🤖 AI Summary
Existing training-free foundation models for tunnel defect detection offer only coarse-grained semantic suggestions, struggling with strong real-world interference and failing to meet engineering requirements for precise localization, measurement, severity grading, and documentation. This work proposes TunnelMIND, a framework that, during inference, spatially recalibrates language-guided, open-vocabulary defect proposals through dense visual consistency and reformulates them into structured defect entities encompassing category, location, geometry, severity, and contextual attributes. By integrating expert knowledge constraints, the framework generates interpretable engineering reports. To the best of our knowledge, this is the first approach to achieve end-to-end generation of structured engineering evidence from tunnel defect detection without any training. It attains F1 scores of 0.68, 0.78, and 0.72 on visible-light, ground-penetrating radar (GPR), and road defect tasks, respectively, demonstrating its multimodal effectiveness.
📝 Abstract
Tunnel inspection requires outputs that can support defect localization, measurement, severity grading, and engineering documentation.

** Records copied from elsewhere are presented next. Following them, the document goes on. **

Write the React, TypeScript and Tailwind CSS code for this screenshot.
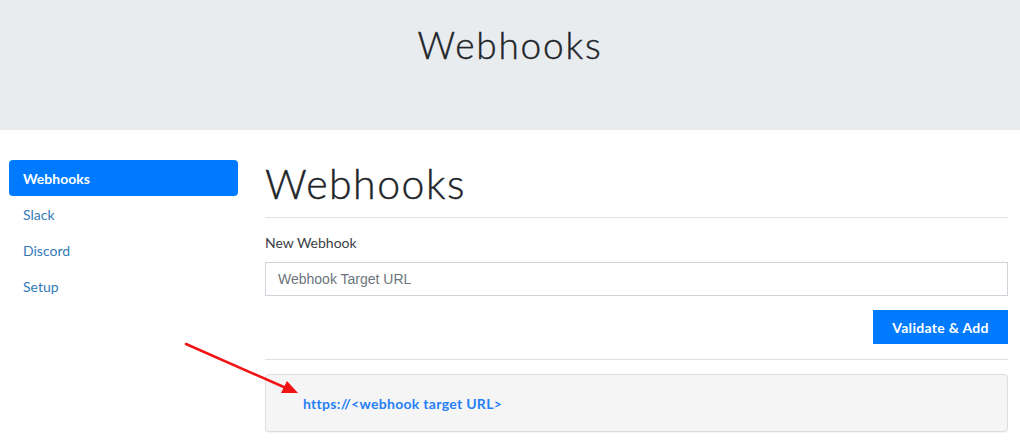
import React from "react";

const lato = { fontFamily: "Lato, 'Open Sans', sans-serif" };

function SideNav() {
  const items = ["Webhooks", "Slack", "Discord", "Setup"];
  return (
    <nav className="w-[229px] shrink-0 flex flex-col">
      {items.map((item, i) =>
        i === 0 ? (
          <a
            key={item}
            className="h-9 flex items-center px-[14px] rounded-[4px] bg-[#007bff] text-white text-[14px] font-bold"
          >
            {item}
          </a>
        ) : (
          <a key={item} className="h-9 flex items-center px-[14px] text-[14px] text-[#337ab7]">
            {item}
          </a>
        )
      )}
    </nav>
  );
}

export default function App() {
  return (
    <div className="relative w-[1020px] h-[441px] bg-white overflow-hidden text-[#212529]" style={lato}>
      <header className="h-[130px] bg-[#e9ecef] flex justify-center pt-[21px]">
        <h1 className="text-[37px] font-light tracking-[1.8px] leading-[48px] [-webkit-text-stroke:0.4px_#212529]">
          Webhooks
        </h1>
      </header>

      <div className="flex pt-[30px] pl-[9px] pr-[12px] gap-[27px]">
        <SideNav />

        <main className="flex-1">
          <h2 className="text-[41px] font-light tracking-[1.5px] leading-[48px] pb-[9px] border-b border-[#dee2e6] [-webkit-text-stroke:0.4px_#212529]">
            Webhooks
          </h2>

          <label className="block text-[14px] font-normal text-[#3a3f44] mt-[16px] mb-[10px] leading-[18px]">
            New Webhook
          </label>
          <input
            className="w-full h-[34px] border border-[#ced4da] px-[12px] text-[14px] text-[#495057] outline-none placeholder:text-[#6c757d]"
            style={{ fontFamily: "'Liberation Sans', Arial, sans-serif" }}
            placeholder="Webhook Target URL"
          />

          <div className="flex justify-end mt-[14px] pb-[15px] border-b border-[#dee2e6]">
            <button className="h-[34px] w-[135px] bg-[#007bff] text-white text-[14px] font-bold tracking-[0.3px]">
              Validate &amp; Add
            </button>
          </div>

          <div className="mt-[14px] h-[58px] bg-[#f5f5f5] border border-[#dddddd] rounded-[4px] flex items-center px-[37px] shadow-[0_1px_1px_rgba(0,0,0,0.05)]">
            <a className="text-[14px] font-bold text-[#2680f5] tracking-[0.3px]">https://&lt;webhook target URL&gt;</a>
          </div>
        </main>
      </div>

      <svg className="absolute left-0 top-0 pointer-events-none" width="1020" height="441">
        <line x1="186" y1="344" x2="286" y2="388" stroke="#f01414" strokeWidth="2.5" strokeLinecap="round" />
        <polygon points="298,393 281,393 287,381" fill="#f01414" />
      </svg>
    </div>
  );
}
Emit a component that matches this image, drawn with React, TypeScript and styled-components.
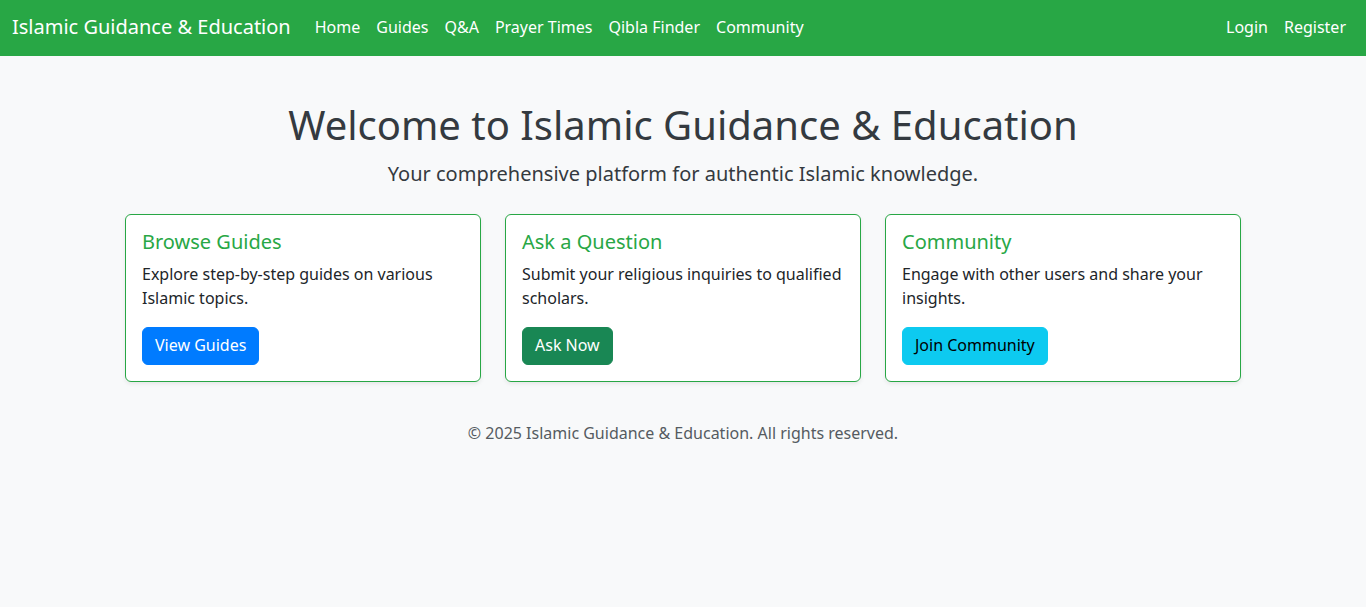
import React from "react";
import styled, { createGlobalStyle } from "styled-components";

const Global = createGlobalStyle`
  *, *::before, *::after { box-sizing: border-box; }
  body {
    margin: 0;
    font-family: "Noto Sans", "Liberation Sans", sans-serif;
    font-size: 16px;
    line-height: 1.5;
    color: #212529;
    background: #f8f9fa;
  }
`;

const Navbar = styled.nav`
  height: 56px;
  background: #28a745;
  display: flex;
  align-items: center;
  padding: 0 12px 2px;
`;

const Brand = styled.a`
  font-size: 20px;
  color: #fff;
  text-decoration: none;
  margin-right: 16px;
  line-height: 30px;
`;

const NavList = styled.div<{ $end?: boolean }>`
  display: flex;
  margin-left: ${(p) => (p.$end ? "auto" : "0")};
`;

const NavLink = styled.a`
  color: #fff;
  text-decoration: none;
  font-size: 16px;
  padding: 8px 8px;
  line-height: 24px;
`;

const Main = styled.main`
  max-width: 1140px;
  margin: 0 auto;
  padding: 45px 12px 0;
`;

const Hero = styled.section`
  text-align: center;
  margin-bottom: 25px;
`;

const Title = styled.h1`
  font-size: 40px;
  font-weight: 400;
  line-height: 1.2;
  color: #343a40;
  margin: 0 0 10px;
`;

const Lead = styled.p`
  font-size: 20px;
  font-weight: 400;
  color: #343a40;
  margin: 0;
  line-height: 30px;
`;

const Row = styled.div`
  display: grid;
  grid-template-columns: repeat(3, 1fr);
  gap: 24px;
`;

const Card = styled.div`
  background: #fff;
  border: 1px solid #28a745;
  border-radius: 6px;
  box-shadow: 0 2px 4px rgba(0, 0, 0, 0.075);
  padding: 15px 16px 16px;
`;

const CardTitle = styled.h5`
  font-size: 20px;
  font-weight: 400;
  line-height: 1.2;
  color: #28a745;
  margin: 0 0 8px;
`;

const CardText = styled.p`
  margin: 0 0 17px;
  font-size: 16px;
  line-height: 24px;
`;

const Button = styled.a<{ $bg: string; $fg: string }>`
  display: inline-block;
  padding: 5px 12px 7px;
  font-size: 16px;
  line-height: 24px;
  border: 1px solid ${(p) => p.$bg};
  border-radius: 6px;
  background: ${(p) => p.$bg};
  color: ${(p) => p.$fg};
  text-decoration: none;
`;

const Footer = styled.footer`
  text-align: center;
  color: #555b61;
  padding: 39px 0 16px;
  font-size: 16px;
  line-height: 24px;
`;

const cards = [
  {
    title: "Browse Guides",
    text: "Explore step-by-step guides on various Islamic topics.",
    btn: "View Guides",
    bg: "#007bff",
    fg: "#fff",
  },
  {
    title: "Ask a Question",
    text: "Submit your religious inquiries to qualified scholars.",
    btn: "Ask Now",
    bg: "#198754",
    fg: "#fff",
  },
  {
    title: "Community",
    text: "Engage with other users and share your insights.",
    btn: "Join Community",
    bg: "#0dcaf0",
    fg: "#000",
  },
];

export default function App() {
  return (
    <>
      <Global />
      <Navbar>
        <Brand href="#">Islamic Guidance &amp; Education</Brand>
        <NavList>
          {["Home", "Guides", "Q&A", "Prayer Times", "Qibla Finder", "Community"].map((l) => (
            <NavLink key={l} href="#">{l}</NavLink>
          ))}
        </NavList>
        <NavList $end>
          <NavLink href="#">Login</NavLink>
          <NavLink href="#">Register</NavLink>
        </NavList>
      </Navbar>
      <Main>
        <Hero>
          <Title>Welcome to Islamic Guidance &amp; Education</Title>
          <Lead>Your comprehensive platform for authentic Islamic knowledge.</Lead>
        </Hero>
        <Row>
          {cards.map((c) => (
            <Card key={c.title}>
              <CardTitle>{c.title}</CardTitle>
              <CardText>{c.text}</CardText>
              <Button href="#" $bg={c.bg} $fg={c.fg}>{c.btn}</Button>
            </Card>
          ))}
        </Row>
        <Footer>© 2025 Islamic Guidance &amp; Education. All rights reserved.</Footer>
      </Main>
    </>
  );
}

Existing training-free foundation-model pipelines usually stop at coarse open-vocabulary proposals, which are difficult to use directly in interference-heavy tunnel scenes. We propose a training-free framework TunnelMIND. Specifically, language-guided defect proposals are not treated as final outputs; instead, their spatial support is recalibrated at inference time through dense visual consistency, so that coarse semantic anchors can be transformed into more reliable prompts under tunnel-specific hard negatives. The resulting masks are further reconstructed into structured defect entities with category, location, geometry, severity, and context attributes, which are then mapped to retrieval-grounded explanation and engineering-readable report generation under expert knowledge constraints. On visible, GPR, and road defect tasks, TunnelMIND achieves F1 scores of 0.68, 0.78, and 0.72, respectively. Overall, TunnelMIND shows that training-free tunnel inspection can move beyond coarse localization toward structured defect evidence for engineering assessment.